As seen below, IFF’s dividend increased at a 9% annualized rate over the last decade but has seen its growth rate accelerate in each of the subsequent periods, capped off by a 20% dividend increase in August. The company’s goal is to return 50-60% of net income to shareholders, and its expectations for double-digit earnings growth should fuel at least 8-10% annual dividend increases going forward.
IFF trades at 20.7x next year’s consensus earnings estimates, reflecting the high quality and consistency of its operations. IFF’s dividend yield is 1.9%, below the market’s average.
To justify its premium, IFF needs to execute on its objective to grow earnings by 10% per year, excluding foreign currency movements. We believe the company can hit its goal because it basically calls for the business to do more of the same – over the past five years, sales and GAAP earnings have compounded at annual rates of 5.8% and 15.5%, respectively.
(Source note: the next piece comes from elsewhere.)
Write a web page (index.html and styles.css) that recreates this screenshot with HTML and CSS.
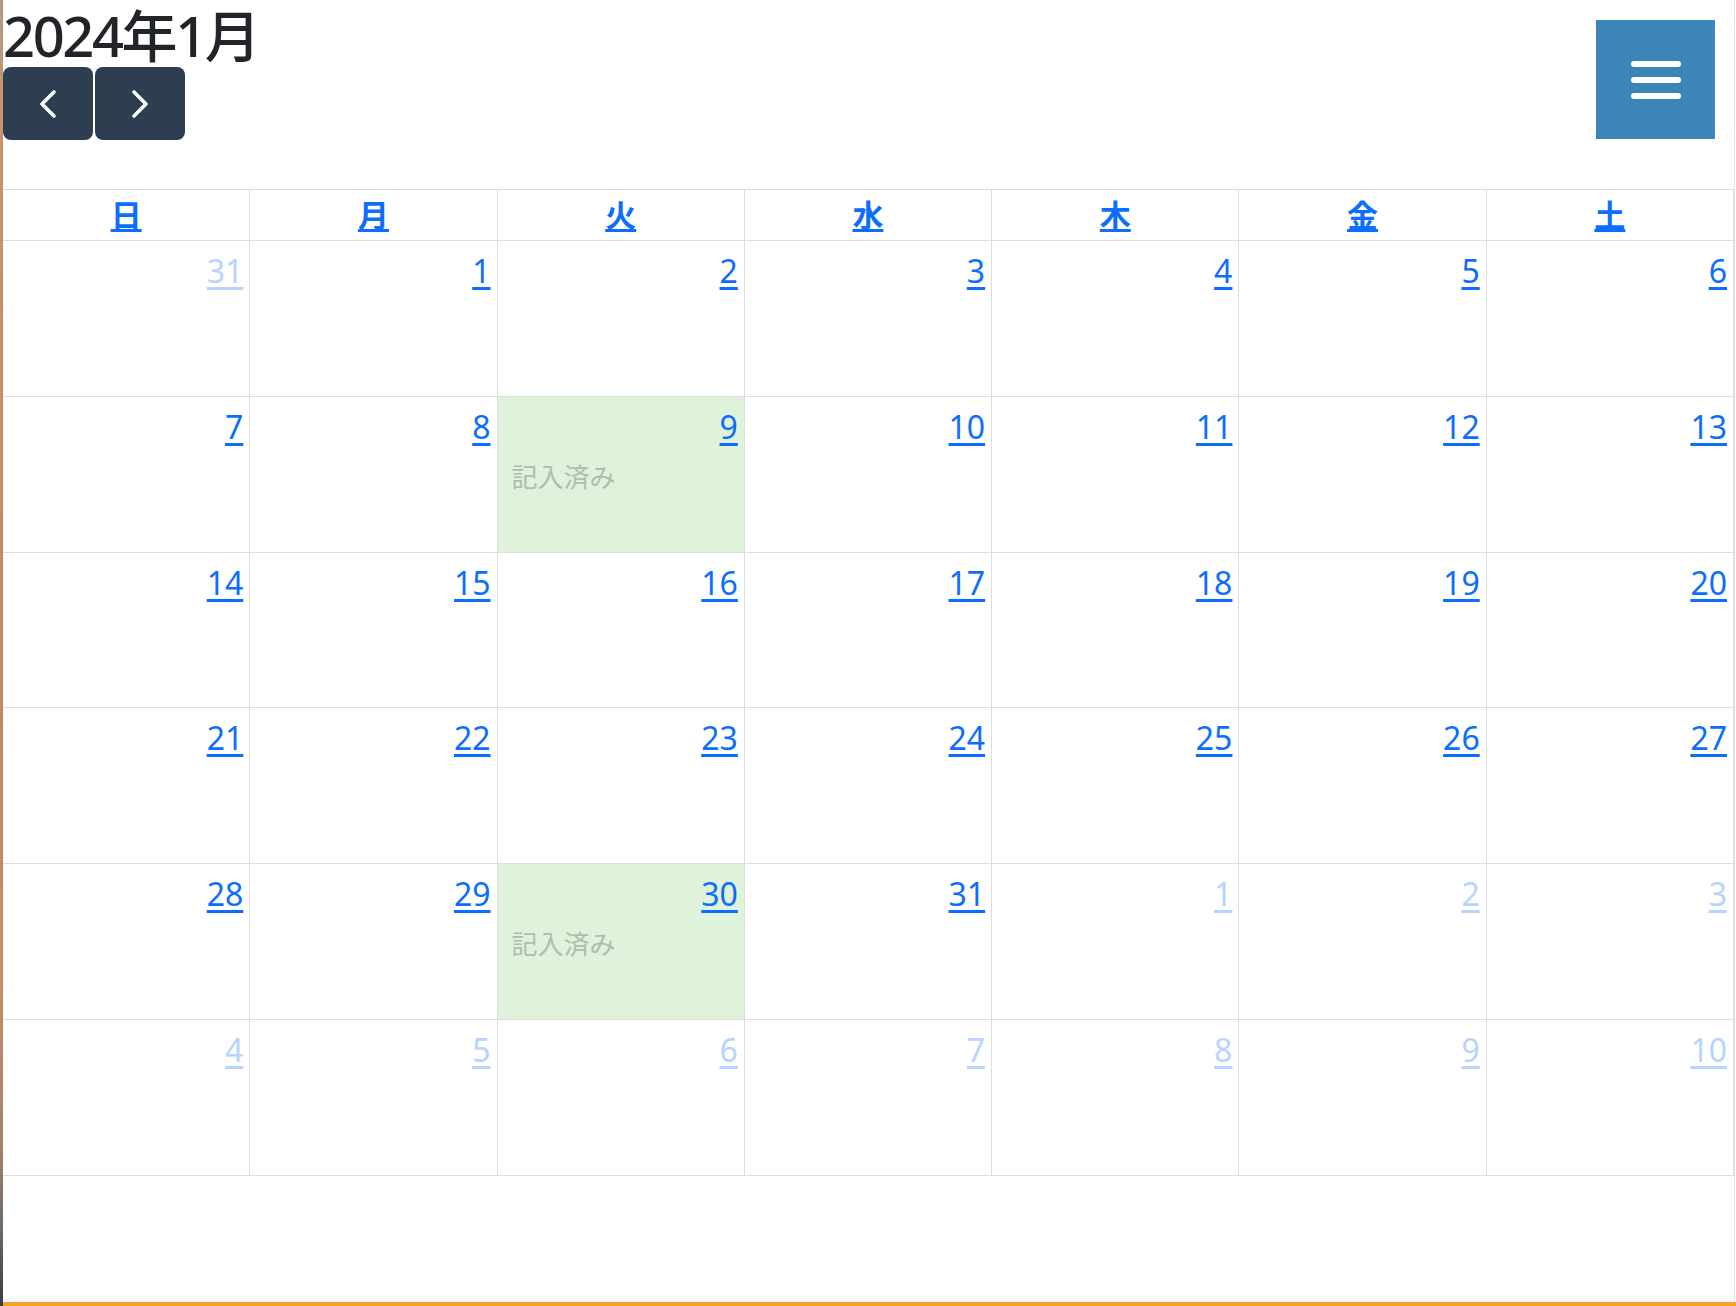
FILE: index.html
```html
<!DOCTYPE html>
<html lang="ja">
<head>
<meta charset="utf-8">
<title>カレンダー</title>
<link rel="stylesheet" href="styles.css">
</head>
<body>
<div class="page">
  <div class="toolbar">
    <div class="toolbar-left">
      <h2 class="title">2024年1月</h2>
      <div class="btn-group">
        <button class="nav-btn" aria-label="prev">
          <svg width="18" height="30" viewBox="0 0 18 30"><polyline points="15,3 3,15 15,27" fill="none" stroke="#fff" stroke-width="3.6" stroke-linecap="round" stroke-linejoin="round"/></svg>
        </button>
        <button class="nav-btn" aria-label="next">
          <svg width="18" height="30" viewBox="0 0 18 30"><polyline points="3,3 15,15 3,27" fill="none" stroke="#fff" stroke-width="3.6" stroke-linecap="round" stroke-linejoin="round"/></svg>
        </button>
      </div>
    </div>
    <button class="menu-btn" aria-label="menu">
      <span class="bar-line"></span>
      <span class="bar-line"></span>
      <span class="bar-line"></span>
    </button>
  </div>

  <div class="calendar">
    <div class="dow"><a href="#">日</a></div>
    <div class="dow"><a href="#">月</a></div>
    <div class="dow"><a href="#">火</a></div>
    <div class="dow"><a href="#">水</a></div>
    <div class="dow"><a href="#">木</a></div>
    <div class="dow"><a href="#">金</a></div>
    <div class="dow"><a href="#">土</a></div>

    <div class="day other"><a href="#">31</a></div>
    <div class="day"><a href="#">1</a></div>
    <div class="day"><a href="#">2</a></div>
    <div class="day"><a href="#">3</a></div>
    <div class="day"><a href="#">4</a></div>
    <div class="day"><a href="#">5</a></div>
    <div class="day"><a href="#">6</a></div>

    <div class="day"><a href="#">7</a></div>
    <div class="day"><a href="#">8</a></div>
    <div class="day done"><a href="#">9</a><div class="memo">記入済み</div></div>
    <div class="day"><a href="#">10</a></div>
    <div class="day"><a href="#">11</a></div>
    <div class="day"><a href="#">12</a></div>
    <div class="day"><a href="#">13</a></div>

    <div class="day"><a href="#">14</a></div>
    <div class="day"><a href="#">15</a></div>
    <div class="day"><a href="#">16</a></div>
    <div class="day"><a href="#">17</a></div>
    <div class="day"><a href="#">18</a></div>
    <div class="day"><a href="#">19</a></div>
    <div class="day"><a href="#">20</a></div>

    <div class="day"><a href="#">21</a></div>
    <div class="day"><a href="#">22</a></div>
    <div class="day"><a href="#">23</a></div>
    <div class="day"><a href="#">24</a></div>
    <div class="day"><a href="#">25</a></div>
    <div class="day"><a href="#">26</a></div>
    <div class="day"><a href="#">27</a></div>

    <div class="day"><a href="#">28</a></div>
    <div class="day"><a href="#">29</a></div>
    <div class="day done"><a href="#">30</a><div class="memo">記入済み</div></div>
    <div class="day"><a href="#">31</a></div>
    <div class="day other"><a href="#">1</a></div>
    <div class="day other"><a href="#">2</a></div>
    <div class="day other"><a href="#">3</a></div>

    <div class="day other"><a href="#">4</a></div>
    <div class="day other"><a href="#">5</a></div>
    <div class="day other"><a href="#">6</a></div>
    <div class="day other"><a href="#">7</a></div>
    <div class="day other"><a href="#">8</a></div>
    <div class="day other"><a href="#">9</a></div>
    <div class="day other"><a href="#">10</a></div>
  </div>
</div>
<div class="bottom-bar"></div>
</body>
</html>
```

FILE: styles.css
```css
html, body {
  margin: 0;
  padding: 0;
}

body {
  height: 1306px;
  padding-left: 3px;
  box-sizing: border-box;
  display: flex;
  flex-direction: column;
  overflow: hidden;
  font-family: "Noto Sans", "Noto Sans CJK JP", sans-serif;
  color: #212529;
  background-color: #fff;
  background-image: linear-gradient(to bottom, #b49a80 0%, #c79470 8%, #c98e66 30%, #c6875f 55%, #c88e68 75%, #a98068 88%, #6b6a6c 94%, #383c44 100%);
  background-size: 3px 100%;
  background-repeat: no-repeat;
}

.page {
  flex: 1;
  background: #fff;
  border-right: 1px solid #e4e4e4;
  margin-right: 1px;
}

.toolbar {
  display: flex;
  justify-content: space-between;
  align-items: flex-start;
  margin-bottom: 49px;
}

.title {
  margin: 0;
  padding-top: 3px;
  font-size: 56px;
  line-height: 64px;
  font-weight: 500;
  color: #212529;
  letter-spacing: -2.4px;
}

.btn-group {
  display: flex;
  gap: 2px;
}

.nav-btn {
  width: 90px;
  height: 73px;
  border: none;
  border-radius: 8px;
  background: #2c3e50;
  display: flex;
  align-items: center;
  justify-content: center;
  padding: 0;
  cursor: pointer;
}

.menu-btn {
  width: 119px;
  height: 119px;
  margin-top: 20px;
  margin-right: 19px;
  border: none;
  padding: 0;
  background: #3d84b8;
  display: flex;
  flex-direction: column;
  align-items: center;
  justify-content: center;
  gap: 10px;
  cursor: pointer;
}

.bar-line {
  display: block;
  width: 50px;
  height: 6px;
  border-radius: 3px;
  background: #fff;
}

.calendar {
  display: grid;
  grid-template-columns: repeat(7, 1fr);
  grid-template-rows: 51px repeat(6, 155.8px);
  border-top: 1px solid #dddddd;
}

.dow {
  box-sizing: border-box;
  border-right: 1px solid #dddddd;
  border-bottom: 1px solid #dddddd;
  text-align: center;
  line-height: 48px;
  padding-top: 1px;
}

.dow a {
  color: #0d6efd;
  font-size: 31px;
  font-weight: 700;
  text-decoration: underline;
  text-decoration-thickness: 3px;
  text-underline-offset: 2px;
}

.day {
  box-sizing: border-box;
  border-right: 1px solid #dddddd;
  border-bottom: 1px solid #dddddd;
  padding: 8px 6px 0 14px;
  display: flex;
  flex-direction: column;
}

.day a {
  align-self: flex-end;
  color: #0d6efd;
  font-size: 32px;
  line-height: 43px;
  text-decoration: underline;
  text-decoration-thickness: 3px;
  text-underline-offset: 4px;
}

.day.other a {
  color: #b6d4fe;
}

.day.done {
  background: #dff3da;
}

.memo {
  margin-top: 12px;
  font-size: 26px;
  line-height: 34px;
  color: #b3bab1;
  font-weight: 400;
}

.bottom-bar {
  height: 4px;
  background: #f6a12e;
}
```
With about 16% market share and half of sales coming from emerging markets, where per capita consumer spending is on the rise, IFF should have plenty of opportunities for profitable growth. Should foreign currency volatility or raw material costs create headwinds for IFF, we would view them as buying opportunities. The company doesn’t appear to be a bargain today, but we have no reason to believe that IFF won’t be a larger, stronger company by 2020. While the stock’s earnings multiple is at a premium relative to the market, the stock’s yield and earnings growth still suggest total return potential of about 10% per year.
We won’t lose any sleep holding the stock for the long term and look forward to more dividend growth ahead.
IFF is a wonderful company trading at a fair price. While the company’s dividend yield is too low for investors living off dividends in retirement, the dividend’s growth prospects appear excellent. We think the business is well positioned for future sales and earnings growth with half of its business in emerging markets and continual R&D investments that will further entrench the company with its customers. Any noise caused by foreign currency fluctuations or raw material price volatility would appear to be an opportunity to accumulate more of the stock.